Штернберг молча показал ему записку. Валленштайн взял карточку, потеребил.
– Мертвечиной пахнет. Никак Мёльдерс?
– Он самый.
Валленштайн задумчиво наблюдал за Штернбергом, вяло перелистывавшим отчёт.
– Бумаги-то переверни. Или тебе и так ладно?
Штернберг отшвырнул отчёт и досадливо взъерошил волосы.
Валленштайн уселся в кресло напротив.
– Я смотрю, этот обертруп тебе уже некрофильские любовные записочки пишет. Оно и неудивительно. Ты себя в зеркале-то видел? Что вообще с тобой происходит?
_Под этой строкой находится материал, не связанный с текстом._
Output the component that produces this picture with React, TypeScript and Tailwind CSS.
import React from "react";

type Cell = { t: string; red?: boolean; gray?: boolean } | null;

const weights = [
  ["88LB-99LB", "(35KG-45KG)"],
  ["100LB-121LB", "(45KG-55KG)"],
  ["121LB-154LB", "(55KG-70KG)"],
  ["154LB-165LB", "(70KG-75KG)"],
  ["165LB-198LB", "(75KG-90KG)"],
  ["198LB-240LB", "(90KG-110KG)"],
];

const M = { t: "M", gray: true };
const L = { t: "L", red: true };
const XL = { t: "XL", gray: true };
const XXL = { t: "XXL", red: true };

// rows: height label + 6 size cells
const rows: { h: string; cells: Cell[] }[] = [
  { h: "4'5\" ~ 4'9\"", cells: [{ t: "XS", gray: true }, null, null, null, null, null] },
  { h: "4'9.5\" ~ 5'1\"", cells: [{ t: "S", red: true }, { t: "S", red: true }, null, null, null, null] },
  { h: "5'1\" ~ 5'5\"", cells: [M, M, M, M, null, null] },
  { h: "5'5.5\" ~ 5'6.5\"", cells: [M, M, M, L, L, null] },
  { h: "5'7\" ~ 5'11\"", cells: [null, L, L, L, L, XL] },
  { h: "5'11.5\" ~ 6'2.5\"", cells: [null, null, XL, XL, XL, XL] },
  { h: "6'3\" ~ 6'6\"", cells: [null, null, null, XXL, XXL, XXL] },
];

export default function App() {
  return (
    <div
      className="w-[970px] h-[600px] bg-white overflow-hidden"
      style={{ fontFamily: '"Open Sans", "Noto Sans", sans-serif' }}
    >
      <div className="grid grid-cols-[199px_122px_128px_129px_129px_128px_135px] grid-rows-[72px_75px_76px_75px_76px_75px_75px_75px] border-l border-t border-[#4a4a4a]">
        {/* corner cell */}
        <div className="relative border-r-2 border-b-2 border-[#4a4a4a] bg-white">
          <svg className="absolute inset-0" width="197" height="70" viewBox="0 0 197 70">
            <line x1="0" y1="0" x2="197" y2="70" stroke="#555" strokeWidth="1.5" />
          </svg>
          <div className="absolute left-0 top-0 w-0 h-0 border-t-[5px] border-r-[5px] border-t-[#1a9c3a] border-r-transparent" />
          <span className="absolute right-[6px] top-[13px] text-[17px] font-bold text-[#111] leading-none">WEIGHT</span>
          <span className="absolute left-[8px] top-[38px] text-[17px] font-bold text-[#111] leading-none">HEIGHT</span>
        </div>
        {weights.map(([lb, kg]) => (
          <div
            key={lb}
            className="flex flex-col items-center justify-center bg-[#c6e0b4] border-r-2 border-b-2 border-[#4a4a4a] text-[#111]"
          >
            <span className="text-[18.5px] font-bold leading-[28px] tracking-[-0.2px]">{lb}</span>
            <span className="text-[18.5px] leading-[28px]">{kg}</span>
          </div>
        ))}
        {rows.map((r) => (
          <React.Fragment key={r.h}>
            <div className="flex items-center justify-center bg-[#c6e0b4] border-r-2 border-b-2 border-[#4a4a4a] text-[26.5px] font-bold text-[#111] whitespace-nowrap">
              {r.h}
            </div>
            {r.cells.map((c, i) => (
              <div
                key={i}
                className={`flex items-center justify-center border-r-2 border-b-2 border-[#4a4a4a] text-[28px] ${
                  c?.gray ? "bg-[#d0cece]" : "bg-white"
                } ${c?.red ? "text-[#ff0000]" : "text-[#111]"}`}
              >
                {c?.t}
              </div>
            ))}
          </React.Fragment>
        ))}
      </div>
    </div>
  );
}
Штернберг неопределённо развёл руками. Он сам не знал, к чему показал записку своему заместителю – вероятно, в глубине души всё-таки хотел нарваться на подобные вопросы. Но что он мог ответить? Что мог объяснить этому Валленштайну – цинику, бабнику, весельчаку, чьей безукоризненной гвардейской красоте и непоколебимому душевному здоровью люто завидовал, – что мог рассказать о томительном ощущении грандиозного вывиха всего мироздания, о мучительном воспалении восприятия реальности, о том, что он чувствовал себя самой болезненной точкой в натянутой ткани времени и пространства. Сопутствовавшее первым равенсбрюкским дням странно-смещённое видение мира переросло в полнейшее уплощение, расслоение, отмирание всего окружающего, того, что раньше казалось таким живым, полнокровным, важным и нужным. Да, Валленштайн был отличным помощником, хорошим приятелем, но разве ему дано было понять всё это – хотя бы умозрительно? Валленштайн признавал за Штернбергом заслуженное право на первенство, но позволял себе снисходительно посмеиваться над молодостью, эксцентричностью и причудами начальника.
– Если ты и дальше будешь продолжать в таком духе, Мёльдерс обкончается от удовольствия, сочиняя тебе эпитафию. Есть у него такой конёк. Говорят, он коллекционирует поэтичные надгробные надписи, да и сам пописывает – такие проникновенные, что закачаешься.